Myrtle somehow keeps going despite the recurring presence of Shira Haas’s ethereal Nancy (who even sings a song sitting on her lap, so close does she feel her), but those around her—director Manny (Hadley Fraser), producer David (John Marquez), ex-husband Maurice (Benjamin Walker) and the rest of the company—go from concern about her to fears that their show is bound for disaster. But Von Hove’s production doesn’t make us really care.

It is difficult to feel involved when the huge screen commands so much of our attention. The actors in front of it don’t get much opportunity to engage with the audience. There is so much going on in such a mixture of ways. Film close-ups suggest naturalism, but Jan Versweyveld’s set gives us the opposite with an unrealistic row of dressing room mirrors under that big screen and multiple locations, the documentary cameras invade public preview performances as well as rehearsals and the show’s most dramatic moment is totally theatrical.

Von Hove’s use of cameras has sometimes worked well, as in immersive productions when it has allowed audiences to join action that they would not otherwise see, but here it becomes far too dominant.

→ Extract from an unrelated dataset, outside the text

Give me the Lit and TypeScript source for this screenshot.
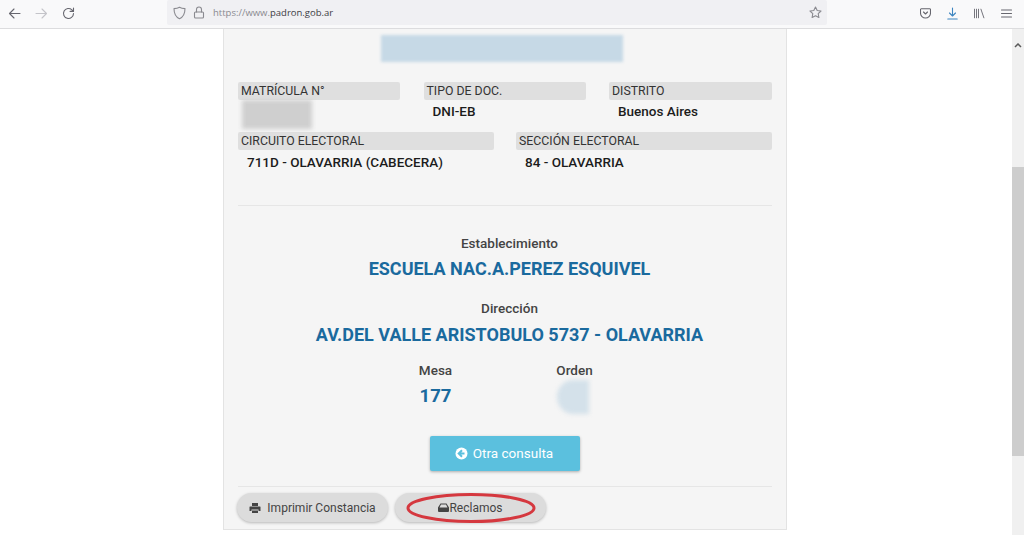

We go to cinema to see films or watch them on television. The Gielgud is a theatre and this is a play—one with songs too. Rufus Wainwright’s songs aren’t the kind you whistle as you leave the theatre, but he’s an accomplished songsmith and knows how to blend voices beautifully. I particularly liked a quartet (or is it a quintet) in the first half and a duet after the interval, though his lyrics are sometimes a bit clunky.

This isn’t a great musical, but Sheridan Smith is impressive and it is great to have her back in the West End.